After seeing our Junk Mail Mosaics post, Annie Terrazzo got in touch with us to tell us about about a similar style of art she's been creating for years. Using newspapers from around the world, from New Zealand to Italy, Terrazzo quickly and carefully overlays a portrait on top of it.

The idea to use newspaper as her canvas came to Terrazzo quite serendipitously; it was after she got off a plane at Heathrow and took the tube into London after rush hour. “Everyone had discarded their papers on the floor of the train, must have been 200 of them strewn about,” she tells us. “That was my first introduction to England, and I thought it would be a great way to get free art supplies. (I'm all about cheap art supplies.)”

Though it seems simple in idea, it's actually more complicated than you might think. “It is a great material to use as it says something. Literally,” Terrazzo says. “But it's hard to use as a material. You have a shelf life of about five days or it all goes crazy. I cut up a lot of small pieces and the second you let light and air get hold of it, you're screwed. I always make the background first, then set it, then do the drawing as a separate layer to help with the time constraints. Besides that, if you work the paper too much, as I tend to do… using too much force or re-drawing, the paper just gives way. I have lost many a piece to forceful over-coloring.

“It took me a while to find the right process to make the work I make now. I had to find the right glue to make the paper heat, humidity and light resistant so it wouldn't lose color and shape.”

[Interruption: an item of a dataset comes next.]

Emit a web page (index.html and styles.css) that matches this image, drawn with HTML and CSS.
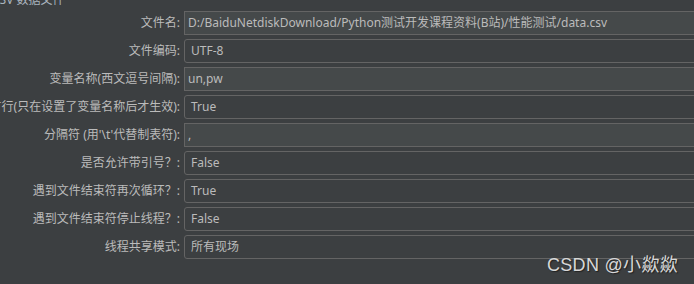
FILE: index.html
```html
<!doctype html>
<html>

<head>
	<meta charset="UTF-8">
	<title>CSV 数据文件设置</title>
	<link rel="stylesheet" href="styles.css">
</head>

<body>
	<div class="panel">
		<div class="panel_title">CSV 数据文件</div>
		<div class="form">
			<label><span>文件名:</span></label>
			<div class="txt">D:/BaiduNetdiskDownload/Python测试开发课程资料(B站)/性能测试/data.csv</div>

			<label><span>文件编码:</span></label>
			<div class="combo">UTF-8</div>

			<label><span>变量名称(西文逗号间隔):</span></label>
			<div class="txt">un,pw</div>

			<label><span>忽略首行(只在设置了变量名称后才生效):</span></label>
			<div class="combo">True</div>

			<label><span>分隔符 (用'\t'代替制表符):</span></label>
			<div class="txt">,</div>

			<label><span>是否允许带引号？:</span></label>
			<div class="combo">False</div>

			<label><span>遇到文件结束符再次循环？:</span></label>
			<div class="combo">True</div>

			<label><span>遇到文件结束符停止线程？:</span></label>
			<div class="combo">False</div>

			<label><span>线程共享模式:</span></label>
			<div class="combo">所有现场</div>
		</div>
	</div>
	<div class="mark">CSDN @小歘歘</div>
</body>

</html>
```

FILE: styles.css
```css
body {
	margin: 0;
	background: #3c3f41;
	color: #bbbbbb;
	font-family: "Noto Sans", "Noto Sans CJK SC", sans-serif;
	font-size: 12px;
	overflow: hidden;
}

.panel {
	width: 720px;
}

.panel_title {
	height: 11px;
	line-height: 14px;
	margin-top: -7px;
	margin-bottom: 0;
	margin-left: -8px;
	color: #a9b3bd;
	white-space: nowrap;
}

.form {
	display: grid;
	grid-template-columns: 180px 1fr;
	column-gap: 4px;
	row-gap: 4px;
	padding-top: 7px;
}

.form label {
	display: flex;
	justify-content: flex-end;
	height: 24px;
	line-height: 24px;
	white-space: nowrap;
	overflow: hidden;
}

.form label span {
	flex: none;
}

.txt,
.combo {
	box-sizing: border-box;
	height: 24px;
	line-height: 22px;
	border: 1px solid #646464;
	white-space: nowrap;
	overflow: hidden;
}

.txt {
	background: #45494a;
	padding-left: 3px;
}

.combo {
	background: #3c3f41;
	border-radius: 3px;
	padding-left: 6px;
}

.mark {
	position: absolute;
	left: 547px;
	top: 250px;
	font-family: "Liberation Sans", "Noto Sans CJK SC", sans-serif;
	font-size: 18px;
	color: #d8d8d8;
	text-shadow: 1px 1px 1px #222;
	letter-spacing: 0.3px;
}
```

Terrazzo's artwork was included The History of Dying Stars, a book of poetry and art written by Oscar S. Cisneros, a Mexican-American attorney and poet living and working in the Los Angeles area. The book features more than 80 poems and sixteen works of art by twelve different artists, including the author's mother, Leticia Rendon. Each work of art – paintings, mixed media illustrations, photographs, photo illustrations and digital artworks – was specifically commissioned to visually interpret a single poem in the book.